D’abord publié en 1980, ce polar de facture classique, sans prétention, signé Jean-Pierre Enard, est le récit méthodique, enlevé et souvent drôle d’une enquête dans le milieu du cinéma français de l’après-guerre. Où notre privé découvre que dans l’arène du technicolor, toutes les âmes sont grises. En cherchant un coupable, Vernet apprend surtout à mieux connaître la victime, grande prêtresse des salles obscures, mangeuse d’hommes au passé aussi trouble que ses fréquentations étaient troublantes.

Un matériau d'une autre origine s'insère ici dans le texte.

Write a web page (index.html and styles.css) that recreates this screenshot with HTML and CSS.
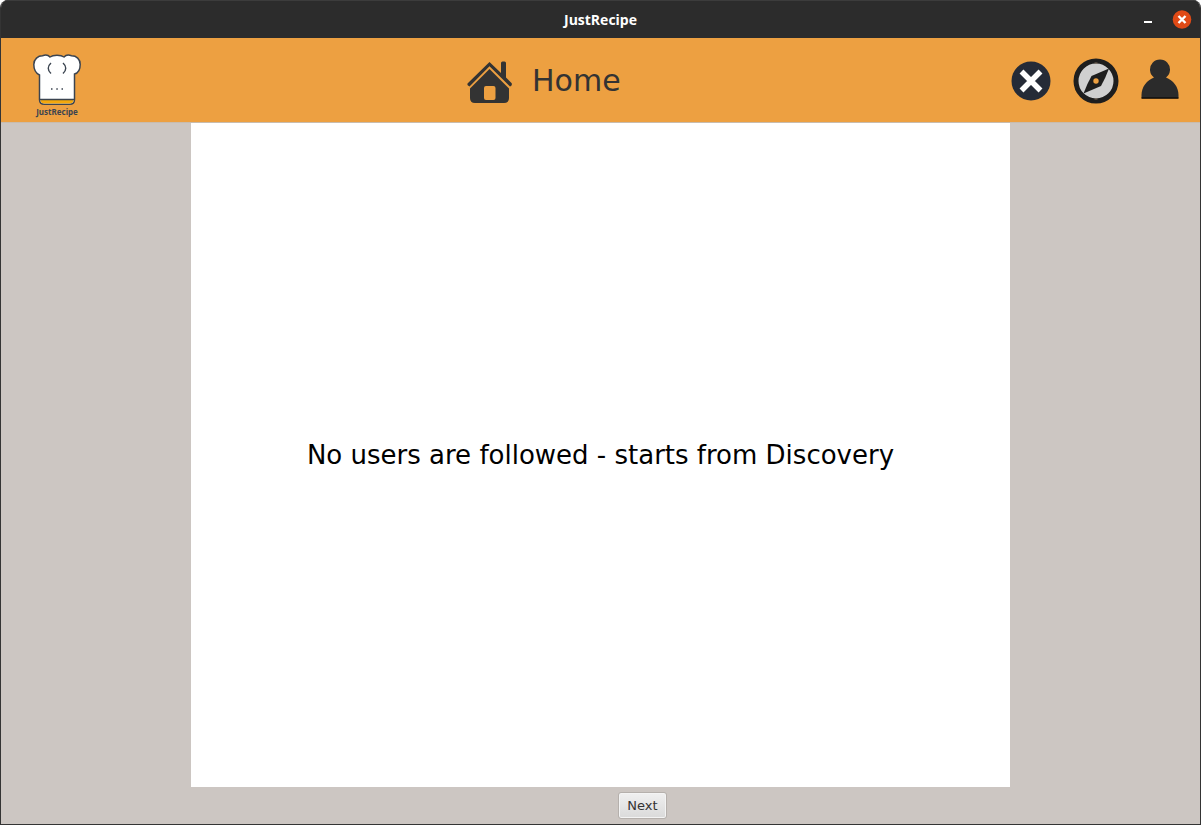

La nostalgie qui se dégage de ce livre, l’un des sept romans de l’auteur, où des vedettes bien réelles donnent la réplique à des seconds rôles plus vrais que nature, est d’autant plus vive que l’auteur s’applique à la contenir. Mais elle déborde. C’est l’enfance d’Enard qui remonte : en 1951 il avait 8 ans, exactement le même âge que le narrateur, le fiston de Pierre Vernet.
La Reine du Technicolor de Jean-Pierre Enard
Finitude, 171 pages, 15,50 €
Domaine français Les âmes grises
avril 2008 | Le Matricule des Anges n°92
| par
Anthony Dufraisse
Un livre
Les âmes grises
Par
Anthony Dufraisse
Le Matricule des Anges n°92
, avril 2008.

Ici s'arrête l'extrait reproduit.